Susan Jacoby's The Great Agnostic: Robert Ingersoll and American Freethought (Yale University Press) recalls a unique American thinker.

In Jungleland: A Mysterious Lost City, a WWII Spy, and a True Story of Deadly Adventure (Harper), Christopher S. Stewart hunts for the fabled White City.

_The Coffee Table Book of Doom_ (Plume) by writer Steven Appleby and cartoonist Art Lester laughs in the face of megadisasters.

Making Patton: A Classic War Film's Epic Journey to the Silver Screen (University Press of Kansas) by Nicholas Evan Sarantakes details the torturous route from history to movie.

London Underground by Design (Penguin Books) by subway enthusiast Mark Ovenden shows how design succeeds in many ways.

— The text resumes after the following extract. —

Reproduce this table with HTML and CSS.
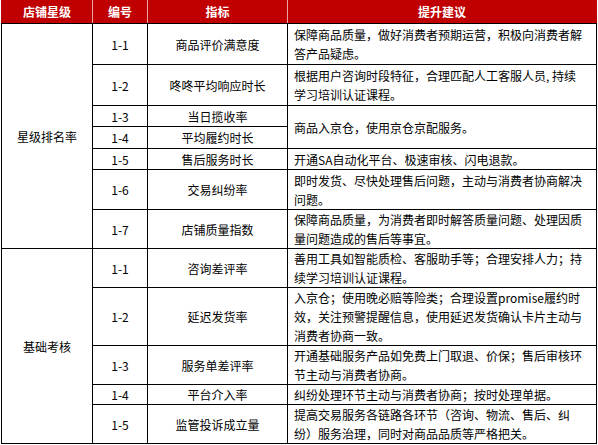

_Creamy & Crunchy: An Informal History of Peanut Butter, the All-American Food_ (Columbia University Press) by Jon Krampner gives the facts on a snack favorite.

In The Entertainer: Movies, Magic, and My Father's Twentieth Century (Riverhead Books), a daughter examines her father's life in American entertainment.

The Damnation of John Donellan: A Mysterious Case of Death and Scandal in Georgian England (Walker) by Elizabeth Cooke resurrects a forgotten and curious case.

Leonardo and the Last Supper (Walker) by Ross King lets us see the painting anew.

Birds in a Cage (Short Books) by Derek Niemann tells an inspiring story of how birdwatchers came through their war imprisonment.